Comment, selon vous, la fonction de dirigeant d'un grand groupe éditorial a évolué ces dernières années ? Qu'est-ce qui diffère par rapport à la même fonction il y a quinze ou vingt ans ?

À mon sens, tout est devenu plus complexe dans la vente de livre. Sans parler de l'irruption de l'IA... Avant, ce n'était pas forcément simple, mais une bonne critique dans une émission prestigieuse de radio ou de TV, une belle avant-critique dans Livres Hebdo, quelques articles dans la presse de référence et un passage à la télévision pouvaient suffire. Aujourd'hui, il faut tenir compte de la diversité des réseaux sociaux, des sphères d'influence... C'est vrai aussi en ce qui concerne les talents, les auteurs : nous sommes face à une nouvelle génération qui s'exprime différemment et qu'il faut approcher autrement. L'arrivée de Glenn Tavennec [ancien éditeur chez Robert Laffont passé directeur de label au Seuil] sur Verso, par exemple, a été très intéressante pour tous car il a apporté une autre manière de concevoir un catalogue et une autre façon de défendre ses créations et ses auteurs.

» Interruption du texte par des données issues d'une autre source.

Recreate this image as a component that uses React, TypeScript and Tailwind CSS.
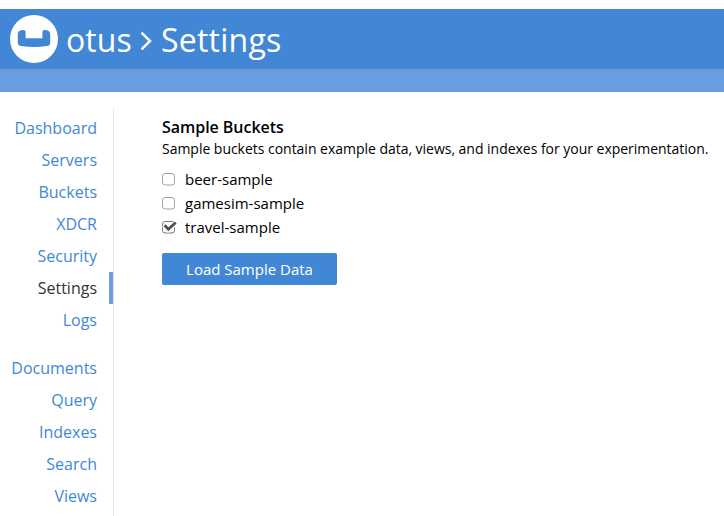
const primary = [
  { label: "Dashboard" },
  { label: "Servers" },
  { label: "Buckets" },
  { label: "XDCR" },
  { label: "Security" },
  { label: "Settings", active: true },
  { label: "Logs" },
];
const secondary = [
  { label: "Documents" },
  { label: "Query" },
  { label: "Indexes" },
  { label: "Search" },
  { label: "Views" },
];
const buckets = [
  { name: "beer-sample", checked: false },
  { name: "gamesim-sample", checked: false },
  { name: "travel-sample", checked: true },
];

function Logo() {
  return (
    <svg className="h-12 w-12 shrink-0" viewBox="0 0 48 48">
      <circle cx="24" cy="24" r="24" fill="#fff" />
      <path
        d="M11.300 15.200C8.900 15.600 7.800 17 7.800 19.200V27.400C7.800 29.600 8.900 30.700 11 31C19.500 32.200 28.500 32.200 37 31C39.100 30.700 40.200 29.600 40.200 27.400V19.200C40.200 17 39.100 15.600 36.700 15.200C34 14.900 32.400 15.500 32.400 16.900V23.200H15.600V16.900C15.600 15.500 14 14.900 11.300 15.200Z"
        fill="#4287d6"
      />
    </svg>
  );
}

function NavGroup({ items }: { items: { label: string; active?: boolean }[] }) {
  return (
    <ul>
      {items.map((item) => (
        <li
          key={item.label}
          className={
            item.active
              ? "h-8 border-r-4 border-[#689ee1] pr-3 text-right leading-8 text-[#333]"
              : "h-8 pr-4 text-right leading-8 text-[#4287d6]"
          }
        >
          {item.label}
        </li>
      ))}
    </ul>
  );
}

function Checkbox({ checked }: { checked: boolean }) {
  return (
    <svg className="h-4 w-4 shrink-0" viewBox="0 0 16 16" fill="none">
      <rect x="0.500" y="2.500" width="12" height="11.500" rx="2.500" stroke={checked ? "#777" : "#a3a3a3"} />
      {checked && <path d="M1.800 6l4.400 4.600 8.300-7.600" stroke="#fff" strokeWidth="5" />}
      {checked && <path d="M2.500 6.300l3.900 4 7.300-6.800" stroke="#505050" strokeWidth="2.800" />}
    </svg>
  );
}

export default function App() {
  return (
    <div className="flex h-[516px] w-[724px] flex-col overflow-hidden bg-white pt-[9px] font-['Open_Sans','Noto_Sans',sans-serif] text-black">
      <header className="flex h-[60px] shrink-0 items-center bg-[#4287d6] pl-[10px] text-white">
        <Logo />
        <h1 className="ml-2 flex items-center pt-px text-[32px] font-normal leading-[60px]">
          <span className="tracking-[0.100px]">otus</span>
          <svg className="ml-[7px] mr-2 mt-0.5 h-5 w-[14px]" viewBox="0 0 14 20" fill="none">
            <path d="M2.500 1.700L11 10l-8.500 8.300" stroke="#fff" strokeWidth="2.500" />
          </svg>
          <span className="tracking-[0.250px]">Settings</span>
        </h1>
      </header>
      <div className="h-[23px] shrink-0 bg-[#689ee1]" />
      <div className="flex min-h-0 flex-1 pt-4">
        <nav className="flex w-[114px] shrink-0 flex-col gap-4 border-r border-[#e6e6e6] pt-1 text-base">
          <NavGroup items={primary} />
          <NavGroup items={secondary} />
        </nav>
        <main className="pl-12 pt-2">
          <h2 className="text-base font-semibold leading-[22px] tracking-[-0.040px]">Sample Buckets</h2>
          <p className="whitespace-nowrap text-sm leading-[22px] tracking-[-0.025px]">
            Sample buckets contain example data, views, and indexes for your experimentation.
          </p>
          <ul className="mt-[7px]">
            {buckets.map((b) => (
              <li key={b.name} className="flex h-6 items-center text-[15px]">
                <Checkbox checked={b.checked} />
                <span className="ml-[7px]">{b.name}</span>
              </li>
            ))}
          </ul>
          <button className="mt-[14px] h-8 w-[175px] rounded-[2px] bg-[#4287d6] text-[15px] text-white">
            Load Sample Data
          </button>
        </main>
      </div>
    </div>
  );
}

Notre enjeu est d'accompagner ces évolutions de marché, qui doivent se transformer en évolutions de nos façons de travailler, sans ajouter à l'inquiétude des équipes. Les défis tournent autour des talents et des méthodes de travail. On en revient encore et toujours à ces fondamentaux : la création et la vente, les deux gestes essentiels de l'éditeur. Lorsqu'un auteur nous confie un texte, ce n'est pas juste pour que le livre existe, c'est pour qu'il soit lu.